In his new book "Everywhere an Oink Oink," author and playwright David Mamet provides an unvarnished look into filmmaking, brimming with some great inside baseball anecdotes about the people and culture of Hollywood. With the signature acerbic wit that characterizes his plays, Mamet takes no prisoners, complaining about the silliness of the ascension of politically correct Hollywood. I may not have agreed with all of the political views expressed throughout, but I was always thoroughly entertained.
Thank you to NetGalley and to Simon & Schuster for providing me with an ARC of this title in return for my honest review.
I have a feeling only the most diehard David Mamet fans will enjoy, or even understand, this book. I'd hoped for a straightforward account of living in Hollywood—meeting huge celebs like Jack Nicholson, dealing with the dolt studio executives, etc. —as the book description promised. Instead, this there is so much word salad here that many times I had zero idea what Mamet was talking about (I'm sure he would just tell me that I'm not intellectual enough for his rants).
However, then there would be flashes of the wit and sensibility that made Mamet so successful. I'd sit up, thinking, "Ah ha! NOW he's going to enlighten and entertain!" but then it would all slide backwards into word salad again.
I think a very strong, very brave editor was needed, but who is going to stand up to David Mamet and tell him his writing is incomprehensible? The whole point of the book is David insisting that his writing is genius and those who get it are stupid plebeians.
I just reviewed Everywhere an Oink Oink by David Mamet. #NetGalley Thank you David Mamet, the publisher and NetGalley for an ARC of this memoir in exchange for an honest review.
Unreadable, incoherent rants from an angry, bitter man. I regret having requested this ARC, because now I'm going to have to pretend that David Mamet died 20 years ago in order to ever enjoy watching any of his past films again in my lifetime. I would only recommend this book to people I hate.

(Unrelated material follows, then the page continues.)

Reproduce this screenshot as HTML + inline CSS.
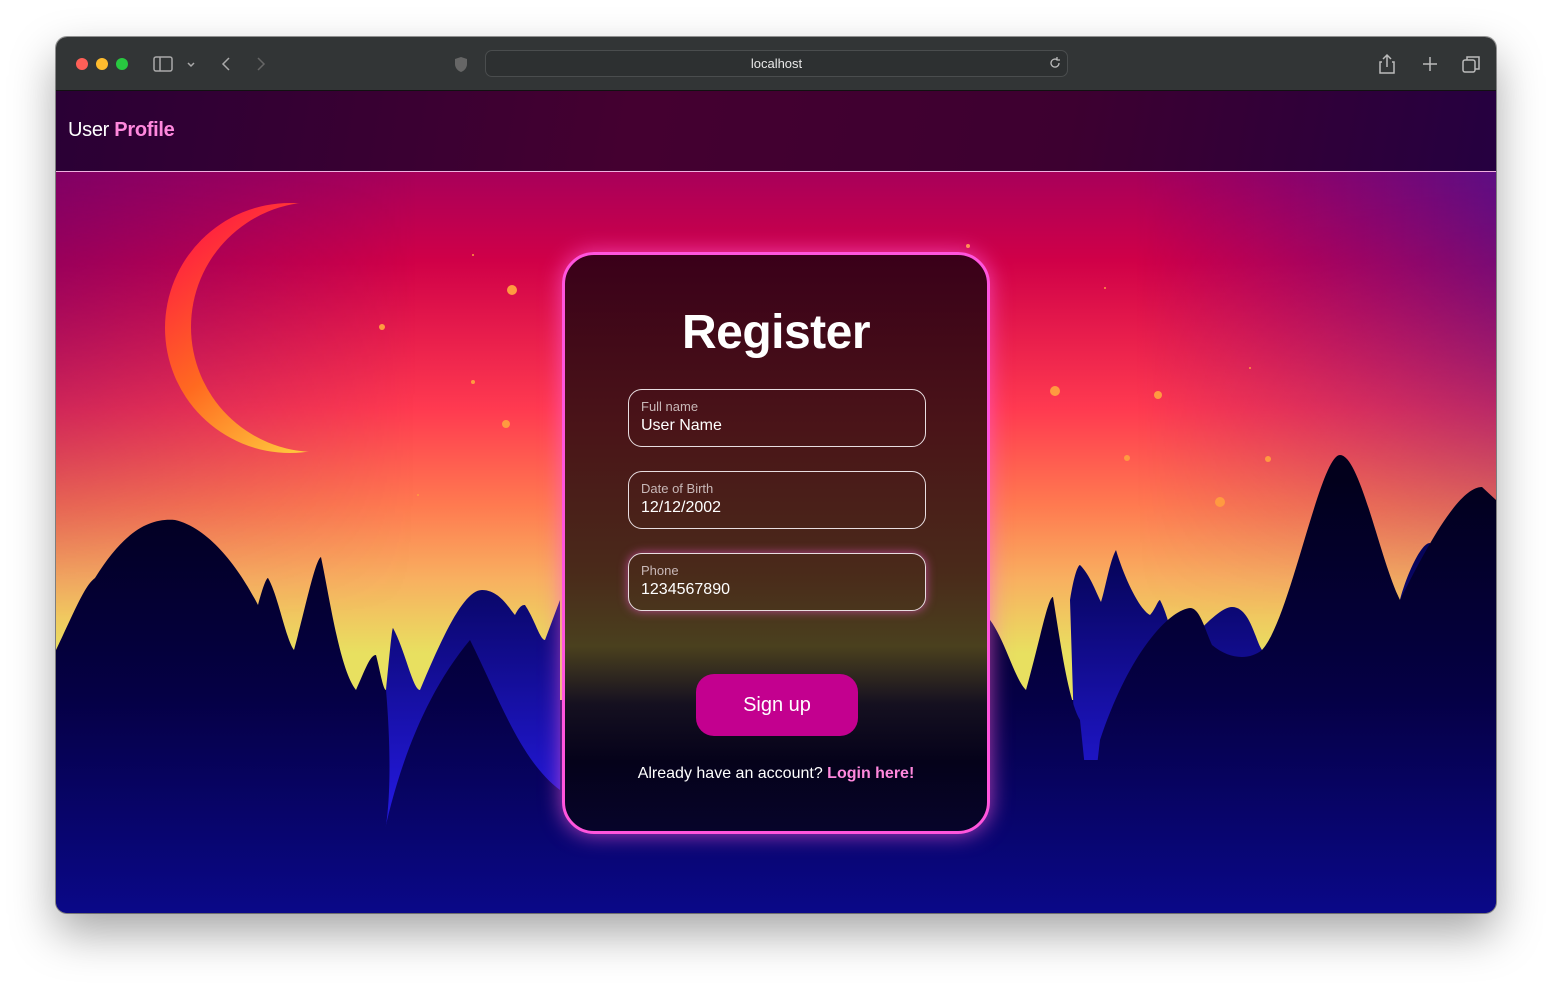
<!DOCTYPE html>
<html><head><meta charset="utf-8"><style>
*{margin:0;padding:0;box-sizing:border-box}
body{width:1552px;height:987px;background:#fff;position:relative;overflow:hidden;font-family:"Liberation Sans",sans-serif}
.win{position:absolute;left:56px;top:37px;width:1440px;height:876px;border-radius:11px;overflow:hidden;box-shadow:0 20px 45px rgba(0,0,0,.35),0 0 0 1px rgba(0,0,0,.4)}
.bar{position:absolute;left:0;top:0;width:1440px;height:54px;background:#323536;border-bottom:1px solid #111}
.dot{position:absolute;top:21px;width:12px;height:12px;border-radius:50%}
.url{position:absolute;left:429px;top:13px;width:583px;height:27px;border:1px solid #4a4d4e;border-radius:7px;background:#2d3031;color:#e8e8e8;font-size:13px;text-align:center;line-height:25px}
.nav{position:absolute;left:0;top:54px;width:1440px;height:81px;background:linear-gradient(100deg,#2a0035 0%,#440030 40%,#3d0030 70%,#250040 100%);border-bottom:1px solid #f0b0e0}
.nav span{position:absolute;left:12px;top:28px;font-size:20px;color:#fff;letter-spacing:-0.3px}
.scene{position:absolute;left:0;top:135px;width:1440px;height:741px}
.card{position:absolute;left:506px;top:80px;width:428px;height:582px;border:3px solid #ff55dd;border-radius:32px;box-shadow:0 0 22px rgba(255,90,220,.7);overflow:hidden;background:linear-gradient(180deg,#3a0019 0%,#4a1418 30%,#4a2a1a 55%,#4a401e 68%,#151020 78%,#05021a 88%,#06042a 100%)}
.card h1{position:absolute;top:50px;width:100%;text-align:center;color:#fff;font-size:48px;font-weight:bold;letter-spacing:-0.5px}
.fld{position:absolute;left:63px;width:298px;height:58px;border:1px solid #e8dde0;border-radius:14px}
.fld .l{position:absolute;left:12px;top:9px;font-size:13px;color:#c8b8b8}
.fld .v{position:absolute;left:12px;top:27px;font-size:16px;color:#fff}
.btn{position:absolute;left:131px;top:419px;width:162px;height:62px;border-radius:18px;background:#c3008f;color:#fff;font-size:20px;text-align:center;line-height:62px}
.acc{position:absolute;top:510px;width:100%;text-align:center;color:#fff;font-size:16px}
.acc b{color:#ff88dd}
</style></head><body>
<div class="win">
 <div class="bar">
  <div class="dot" style="left:20px;background:#fe5f57"></div>
  <div class="dot" style="left:40px;background:#febc2e"></div>
  <div class="dot" style="left:60px;background:#28c840"></div>
  <svg style="position:absolute;left:96px;top:17px" width="120" height="20" viewBox="0 0 120 20" fill="none" stroke="#aaa" stroke-width="1.5"><rect x="2" y="3" width="18" height="14" rx="2"/><line x1="8" y1="3" x2="8" y2="17"/><path d="M36 9l3 3 3-3"/><path d="M77 4l-6 6 6 6"/><path d="M106 4l6 6-6 6" stroke="#666"/></svg>
  <svg style="position:absolute;left:398px;top:19px" width="14" height="17" viewBox="0 0 14 17"><path d="M7 1L1 3v5c0 4 3 7 6 8 3-1 6-4 6-8V3z" fill="#666"/></svg>
  <div class="url">localhost</div>
  <svg style="position:absolute;left:992px;top:19px" width="14" height="14" viewBox="0 0 14 14" fill="none" stroke="#bbb" stroke-width="1.3"><path d="M11 7a4 4 0 1 1-2-3.4M9 1v3h3"/></svg>
  <svg style="position:absolute;left:1320px;top:16px" width="110" height="22" viewBox="0 0 110 22" fill="none" stroke="#bbb" stroke-width="1.5"><path d="M11 2v12M7 6l4-4 4 4M6 9H4v11h14V9h-2"/><path d="M54 4v14M47 11h14"/><rect x="87" y="7" width="12" height="12" rx="2"/><path d="M91 7V4h12v12h-4"/></svg>
 </div>
 <div class="nav"><span>User <b style="color:#ff88dd">Profile</b></span></div>
 <div class="scene">
  <svg width="1440" height="741" viewBox="56 172 1440 741">
   <defs>
    <linearGradient id="sky" x1="0" y1="0" x2="0" y2="1">
     <stop offset="0" stop-color="#a8005a"/><stop offset=".12" stop-color="#d00048"/><stop offset=".32" stop-color="#ff3a50"/><stop offset=".45" stop-color="#ff7a50"/><stop offset=".55" stop-color="#f8b060"/><stop offset=".65" stop-color="#e8e060"/><stop offset="1" stop-color="#e8e060"/>
    </linearGradient>
    <linearGradient id="side" x1="0" y1="0" x2="1" y2="0">
     <stop offset="0" stop-color="#70006a" stop-opacity=".7"/><stop offset=".25" stop-color="#70006a" stop-opacity="0"/><stop offset=".75" stop-color="#60008a" stop-opacity="0"/><stop offset="1" stop-color="#50108a" stop-opacity=".85"/>
    </linearGradient>
    <linearGradient id="topfade" x1="0" y1="0" x2="0" y2="1"><stop offset="0" stop-color="#fff" stop-opacity="1"/><stop offset=".6" stop-color="#fff" stop-opacity="0"/></linearGradient>
    <mask id="tm"><rect x="56" y="172" width="1440" height="741" fill="url(#topfade)"/></mask>
    <linearGradient id="dark" gradientUnits="userSpaceOnUse" x1="0" y1="480" x2="0" y2="913"><stop offset="0" stop-color="#02001c"/><stop offset=".5" stop-color="#050045"/><stop offset="1" stop-color="#0a0888"/></linearGradient>
    <linearGradient id="blue" gradientUnits="userSpaceOnUse" x1="0" y1="560" x2="0" y2="800"><stop offset="0" stop-color="#06045a"/><stop offset="1" stop-color="#2218d8"/></linearGradient>
    <linearGradient id="moon" x1="0" y1="0.2" x2="0.6" y2="1"><stop offset="0" stop-color="#ff2040"/><stop offset=".5" stop-color="#ff6a20"/><stop offset="1" stop-color="#ffd040"/></linearGradient>
    <mask id="cres"><rect x="56" y="172" width="1440" height="741" fill="#fff"/><circle cx="316" cy="327" r="125" fill="#000"/></mask>
   </defs>
   <rect x="56" y="172" width="1440" height="741" fill="url(#sky)"/>
   <rect x="56" y="172" width="1440" height="741" fill="url(#side)" mask="url(#tm)"/>
   <circle cx="290" cy="328" r="125" fill="url(#moon)" mask="url(#cres)"/>
   <g fill="#ff9a40">
    <circle cx="512" cy="290" r="5"/><circle cx="382" cy="327" r="3"/><circle cx="506" cy="424" r="4"/><circle cx="473" cy="382" r="2"/><circle cx="473" cy="255" r="1"/><circle cx="418" cy="495" r="1"/>
    <circle cx="1055" cy="391" r="5"/><circle cx="1158" cy="395" r="4"/><circle cx="1127" cy="458" r="3"/><circle cx="1268" cy="459" r="3"/><circle cx="1220" cy="502" r="5"/><circle cx="1105" cy="288" r="1"/><circle cx="1250" cy="368" r="1"/><circle cx="968" cy="246" r="2"/>
   </g>
   <rect x="56" y="700" width="1440" height="213" fill="url(#dark)"/>
   <path fill="url(#blue)" d="M385,843 L386,690 C390,650 392,628 393,628 C405,650 413,690 420,690 C445,630 465,590 482,590 C500,590 510,610 515,615 C520,605 523,605 525,605 C535,620 540,640 545,640 L560,600 L560,800Z"/>
   <path fill="url(#dark)" d="M56,650 C75,610 85,585 95,578 C125,530 150,518 175,520 C210,528 240,570 258,605 C262,590 266,578 268,578 C278,595 286,640 294,650 C305,610 315,560 321,557 C330,600 340,670 356,690 C365,670 370,655 376,655 C380,670 383,690 386,690 C392,760 390,820 382,843 L382,913 L56,913Z"/>
   <path fill="url(#dark)" d="M380,913 L382,843 C395,780 420,700 470,640 C500,700 520,760 560,790 L560,913Z"/>
   <path fill="url(#blue)" d="M1075,760 L1070,600 C1074,575 1078,565 1080,565 C1090,575 1095,590 1101,602 C1105,590 1110,560 1116,550 C1125,580 1140,610 1150,615 C1155,610 1158,600 1160,600 C1168,615 1172,640 1180,650 C1200,630 1220,607 1232,607 C1250,607 1255,640 1262,650 L1400,600 C1405,580 1420,543 1430,543 L1440,560 L1440,760Z"/>
   <path fill="url(#dark)" d="M990,620 C1005,640 1015,680 1026,690 C1040,640 1048,597 1053,597 C1060,640 1068,700 1080,720 L1100,913 L990,913Z"/>
   <path fill="url(#dark)" d="M1080,913 L1100,740 C1130,650 1170,610 1190,608 C1200,608 1205,630 1212,645 C1230,660 1250,660 1262,650 C1290,620 1320,455 1340,455 C1360,455 1380,560 1400,600 C1430,540 1460,487 1482,487 L1496,500 L1496,913Z"/>
  </svg>
  <div class="card">
   <h1>Register</h1>
   <div class="fld" style="top:134px"><span class="l">Full name</span><span class="v">User Name</span></div>
   <div class="fld" style="top:216px"><span class="l">Date of Birth</span><span class="v">12/12/2002</span></div>
   <div class="fld" style="top:298px;box-shadow:0 0 10px rgba(255,90,220,.6)"><span class="l">Phone</span><span class="v">1234567890</span></div>
   <div class="btn">Sign up</div>
   <div class="acc">Already have an account? <b>Login here!</b></div>
  </div>
 </div>
</div>
</body></html>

Literate and fascinating a bitter but funny polemic against the stupid people running the movie business(and there seem to be plenty of them). Mamet displays an encyclopedic knowledge of film and literature and gossip. Definitely worth your time.. Read it.
Truth in subtitles: David Mamet is not kidding about the embittered and dyspeptic parts. In this unconventional memoir, Mamet the playwright/screenwriter/director/curmudgeon doesn't offer up many stories about breaking into the business or writing THE VERDICT or THE UNTOUCHABLES. He'd rather deliver a series of obscure lectures about Art and Commerce punctuated by ancient jokes; if you get the punchlines, maybe you get the point. There are flashes of insight - "Trivia is gossip without malice," some lovely reminiscences of Danny DeVito, an instructive lesson on gift-giving - but all too often the book veers toward incomprehensibility. Even Mamet's grumbles about diversity campaigns and the general humorlessness of younger generations can be difficult to parse. Conversely, the cartoons are obvious and only occasionally funny.